Hide Forgot
+++ This bug was initially created as a clone of Bug #758830 +++ Created attachment 538758 [details] Carry the current transaction id in some new pblocks Description of problem: I'm in the process of converting the IPA password plugin to execute as a transaction plugin. This causes 389-ds to hang in the backend when the schema-compat plugin is invoked as part of the call process. Disabling schema compat resolves the issue. The problem exhibits itself when a plugin calls slapi_pblock_new() or slapi_pblock_init() when inside a transaction and doesn't get the parent TXN value. I've attached a patch that applies this narrowly. I haven't tested all possible paths but I'm able to do these which I think exercises it fairly well: 1. ipa user-add --first Tim --last User tuser1 --password 2. ldapsearch -Y GSSAPI -b cn=compat,dc=example,dc=com 3. ypcat -h `hostname` -d example.com passwd 4. ipa unit tests I didn't carry this across to all new pblock creation as I'm not that familiar with the code.
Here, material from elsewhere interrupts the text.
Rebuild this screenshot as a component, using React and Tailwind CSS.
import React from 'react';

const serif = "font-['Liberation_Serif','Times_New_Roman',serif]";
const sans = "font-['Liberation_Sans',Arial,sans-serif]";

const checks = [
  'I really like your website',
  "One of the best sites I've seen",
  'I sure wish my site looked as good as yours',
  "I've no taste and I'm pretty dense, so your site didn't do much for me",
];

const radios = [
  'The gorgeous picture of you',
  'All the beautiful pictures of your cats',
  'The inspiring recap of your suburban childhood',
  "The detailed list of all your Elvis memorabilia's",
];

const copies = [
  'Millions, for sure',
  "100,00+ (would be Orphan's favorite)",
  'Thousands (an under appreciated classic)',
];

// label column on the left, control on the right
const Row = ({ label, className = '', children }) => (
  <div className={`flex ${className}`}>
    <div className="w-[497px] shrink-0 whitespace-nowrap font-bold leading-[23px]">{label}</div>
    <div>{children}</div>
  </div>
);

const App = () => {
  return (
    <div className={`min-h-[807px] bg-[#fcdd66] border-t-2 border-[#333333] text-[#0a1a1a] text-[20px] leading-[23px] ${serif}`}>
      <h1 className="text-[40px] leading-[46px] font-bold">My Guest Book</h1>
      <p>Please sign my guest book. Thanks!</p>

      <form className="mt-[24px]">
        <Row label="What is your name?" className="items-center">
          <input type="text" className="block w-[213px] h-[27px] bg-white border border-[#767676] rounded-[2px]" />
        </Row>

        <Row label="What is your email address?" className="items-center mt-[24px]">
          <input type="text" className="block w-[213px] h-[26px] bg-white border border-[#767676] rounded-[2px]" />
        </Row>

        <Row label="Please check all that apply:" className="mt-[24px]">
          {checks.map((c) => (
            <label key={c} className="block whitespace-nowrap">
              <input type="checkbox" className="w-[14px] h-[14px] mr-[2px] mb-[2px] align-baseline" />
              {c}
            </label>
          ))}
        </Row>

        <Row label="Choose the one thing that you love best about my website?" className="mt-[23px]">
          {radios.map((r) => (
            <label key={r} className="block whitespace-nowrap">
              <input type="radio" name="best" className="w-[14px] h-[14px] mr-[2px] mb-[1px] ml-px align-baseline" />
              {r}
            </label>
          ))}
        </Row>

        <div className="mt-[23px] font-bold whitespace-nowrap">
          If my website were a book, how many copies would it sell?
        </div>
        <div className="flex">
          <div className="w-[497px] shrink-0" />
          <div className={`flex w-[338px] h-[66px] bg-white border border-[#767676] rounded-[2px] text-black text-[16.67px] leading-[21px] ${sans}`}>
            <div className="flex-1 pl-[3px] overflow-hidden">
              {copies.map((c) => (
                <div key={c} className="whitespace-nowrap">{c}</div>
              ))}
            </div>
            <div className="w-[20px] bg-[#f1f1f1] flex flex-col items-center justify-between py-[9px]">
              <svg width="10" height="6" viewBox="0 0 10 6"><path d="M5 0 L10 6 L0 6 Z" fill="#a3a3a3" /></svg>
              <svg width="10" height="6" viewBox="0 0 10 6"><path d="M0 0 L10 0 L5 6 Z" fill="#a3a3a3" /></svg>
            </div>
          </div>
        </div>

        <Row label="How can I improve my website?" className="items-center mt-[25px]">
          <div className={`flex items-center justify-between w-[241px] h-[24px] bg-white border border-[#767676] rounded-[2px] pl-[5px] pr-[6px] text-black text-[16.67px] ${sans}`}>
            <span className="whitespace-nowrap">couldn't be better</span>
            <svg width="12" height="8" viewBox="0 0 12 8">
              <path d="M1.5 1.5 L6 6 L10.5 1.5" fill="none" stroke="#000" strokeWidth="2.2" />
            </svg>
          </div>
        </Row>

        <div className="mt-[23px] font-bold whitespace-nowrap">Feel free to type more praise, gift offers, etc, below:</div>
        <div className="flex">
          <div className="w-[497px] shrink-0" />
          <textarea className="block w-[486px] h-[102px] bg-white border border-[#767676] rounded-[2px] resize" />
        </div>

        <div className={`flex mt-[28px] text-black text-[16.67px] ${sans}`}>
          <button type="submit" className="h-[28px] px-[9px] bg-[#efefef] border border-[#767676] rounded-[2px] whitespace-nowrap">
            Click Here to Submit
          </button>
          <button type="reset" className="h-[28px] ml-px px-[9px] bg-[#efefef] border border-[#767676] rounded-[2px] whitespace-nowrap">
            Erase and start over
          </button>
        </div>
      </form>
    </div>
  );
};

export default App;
Version-Release number of selected component (if applicable): slapi-nis-0.25-1.fc15 389-ds-base-1.2.10-0.5.a5.fc15 --- Additional comment from nalin on 2011-11-30 18:01:16 EST --- If the compat tree needs to support the "Read Your Writes" semantics outlined at http://www.directory.fedora.redhat.com/wiki/LDAP_Transactions , then it'll need to do more than simply carry the transaction information to the pblocks used for internal operations when it needs to update its cached data: that cache is going to have to become transaction-aware so that searching it works as expected. --- Additional comment from rcritten on 2011-12-01 11:09:05 EST --- Note that I can cause a similar deadlock with schema-compat disabled and memberof configured as betxnpostoperation, BZ https://bugzilla.redhat.com/show_bug.cgi?id=759183
Can you please provide steps to reproduce for QE without devel environment and unit test... Thanks
There is nothing to QE yet. This was discovered while converting the password plugin to use transactions. The code is not committed because it causes the server to hang in schema-compat (the root cause may lie in 389-ds and not the schema-compat plugin). If you want to see a similar hang then in dn: cn=MemberOf Plugin,cn=plugins,cn=config set nsslapd-plugintype to betxnpostoperation and restart 389-ds. Add a user and you'll see it hang.
Please add steps to verify/reproduce.
Is there anything to QE yet here? Has it been determined that this hang is the same as bug 759183? Will the same test work here?
I can confirm that this is a specific case of what appears to be described in that bug. Basically, if you are going to access the ldbm back-end (even for reading) while inside of a transaction, you need to perform those accesses while referring to the same transaction's ID, or you risk a deadlock. This mistake is easy to make if a plugin is unaware of concept of transactions, as the plugins in this package were. Configuring this plugin in combination with memberOf or mep set up as betxnpost plugins should exercise the involved code paths, provided one of the entries that is modified by the other plugins will be read by one of the plugins from this package.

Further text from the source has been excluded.